The environment variables are a way to pass information to programs - any program can examine these strings and modify its behaviour (e.g. PRINTER is looked at by the lpr program. Some of these environment variables can be changed, others are preset by the system.

env
HOME=/classes/rcomp1
SHELL=/usr/local/bin/tcsh
TERM=vt100
USER=rcomp1
PATH=/bin:/usr/bin:/usr/local/bin:/usr/bin/X11:/usr/ucb:.
HOSTTYPE=sun4
VENDOR=sun
OSTYPE=solaris
MACHTYPE=sparc
SHLVL=1
PWD=/classes/rcomp1
LOGNAME=rcomp1
GROUP=users
HOST=sunray.dartmouth.edu
MANPATH=/usr/local/man:/usr/man:/usr/share/man
PRINTER=berry-public

Command Line Arguments

The other way information is passed to applications is through the command line arguments. Everything following the program name on the command line, except things interpreted directly by the shell, is made available to the program. Typically these are option flags (to modify the behaviour of the program) and filenames (for the program to act on). The program may then also have a direct interaction with the use via a text or graphical interface. Most program use all of the methods.

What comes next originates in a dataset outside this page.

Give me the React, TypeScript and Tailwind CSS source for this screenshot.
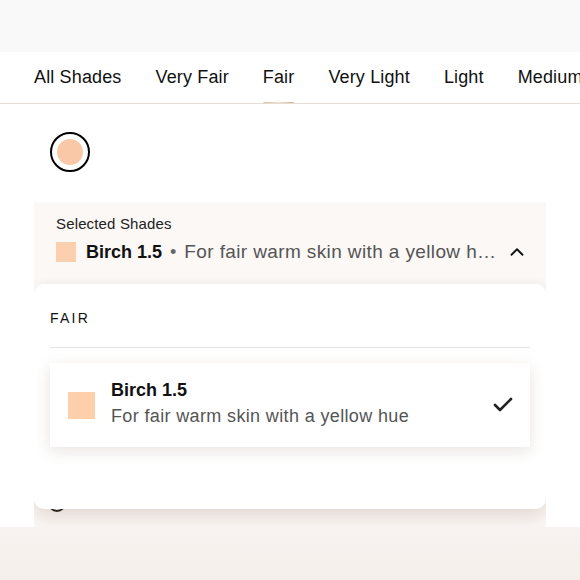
import { Check, ChevronUp } from "lucide-react";

const tabs = ["All Shades", "Very Fair", "Fair", "Very Light", "Light", "Medium", "Tan"];

export default function App() {
  return (
    <div
      className="w-[580px] h-[580px] overflow-hidden bg-white text-[#111]"
      style={{ fontFamily: '"Liberation Sans", Arial, sans-serif' }}
    >
      {/* top strip */}
      <div className="h-[52px] bg-[#faf9f9]" />

      {/* tabs */}
      <div className="h-[52px] bg-white border-b border-[#e6dcd2] flex items-center gap-[34px] pl-[34px] whitespace-nowrap overflow-hidden">
        {tabs.map((t) => (
          <div key={t} className="relative h-full flex items-center text-[18px] tracking-[0.008em] text-[#111]">
            {t}
            {t === "Fair" && (
              <span className="absolute left-0 right-0 bottom-[-2px] h-[3px] rounded-sm bg-gradient-to-r from-[#d9b896] via-[#f3e3d2] to-[#cfae8c]" />
            )}
          </div>
        ))}
      </div>

      <div className="px-[34px]">
        {/* swatch */}
        <div className="mt-[28px] ml-[16px] w-[40px] h-[40px] rounded-full border-2 border-black flex items-center justify-center">
          <div className="w-[26px] h-[26px] rounded-full bg-[#f9c9a7]" />
        </div>

        {/* selected shades panel */}
        <div className="relative mt-[30px] h-[325px] bg-[#fbf8f6] overflow-hidden">
          <div className="h-[82px] pt-[12px] px-[22px]">
            <div className="text-[15px] leading-[20px] tracking-[0.01em] text-[#222]">Selected Shades</div>
            <div className="mt-[6px] h-[24px] flex items-center gap-[10px]">
              <div className="w-[20px] h-[20px] shrink-0 bg-[#fcd0ae]" />
              <div className="flex-1 min-w-0 flex items-center">
                <span className="font-bold shrink-0 text-[18px] text-[#111]">Birch 1.5</span>
                <span className="mx-[8px] text-[#666] shrink-0 text-[18px]">•</span>
                <span className="truncate text-[19px] tracking-[0.02em] text-[#555]">For fair warm skin with a yellow hue</span>
              </div>
              <ChevronUp className="w-[22px] h-[22px] shrink-0 -ml-[1px] -mr-[4px] text-[#111]" strokeWidth={2} />
            </div>
          </div>

          {/* list under dropdown */}
          <div className="pt-[210px] pl-[14px]">
            <div className="w-[18px] h-[18px] rounded-full border-2 border-[#222]" />
          </div>

          {/* dropdown */}
          <div className="absolute left-0 right-0 top-[82px] h-[225px] bg-white rounded-[10px] shadow-[0_10px_18px_rgba(130,90,60,0.16),0_0_12px_rgba(0,0,0,0.04)] px-[16px] pt-[24px]">
            <div className="text-[14px] leading-[20px] tracking-[0.16em] font-medium text-[#111]">FAIR</div>
            <div className="mt-[19px] h-px bg-[#e9e4e1]" />
            <div className="mt-[15px] h-[84px] bg-white shadow-[0_4px_14px_rgba(120,85,60,0.16)] flex items-center pl-[18px] pr-[15px]">
              <div className="w-[27px] h-[27px] shrink-0 bg-[#fdd0ab]" />
              <div className="ml-[16px] flex-1 min-w-0 -mt-[4px]">
                <div className="text-[18px] leading-[26px] font-bold text-[#111]">Birch 1.5</div>
                <div className="text-[18px] leading-[26px] tracking-[0.02em] text-[#555]">For fair warm skin with a yellow hue</div>
              </div>
              <Check className="w-[24px] h-[24px] text-[#222]" strokeWidth={2.6} />
            </div>
          </div>
        </div>
      </div>

      {/* bottom fade */}
      <div className="h-[53px] bg-gradient-to-b from-[#f8f3f0] to-[#f5efeb]" />
    </div>
  );
}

Many featuresof Unix are designed to help in automating procedures (Unix users are lazy). Passing information via the environment and the command line is scriptable, while direct interaction via the keyboard and mouse is not.

Job control

Shells also allow you to place jobs in the background and run multiple processes from one shell session, although multiple windows are easier for this.
ls -FCR > save_it &
The "&" says make this a background job.
^Z
control-Z sends a "suspend" signal to a currently running process
bg
continue execution of a suspended process in the background (must not try to read from the keyboard, but can write to the screen)
fg
resume execution of a suspended program in the foreground
jobs
list background jobs running in current shell session.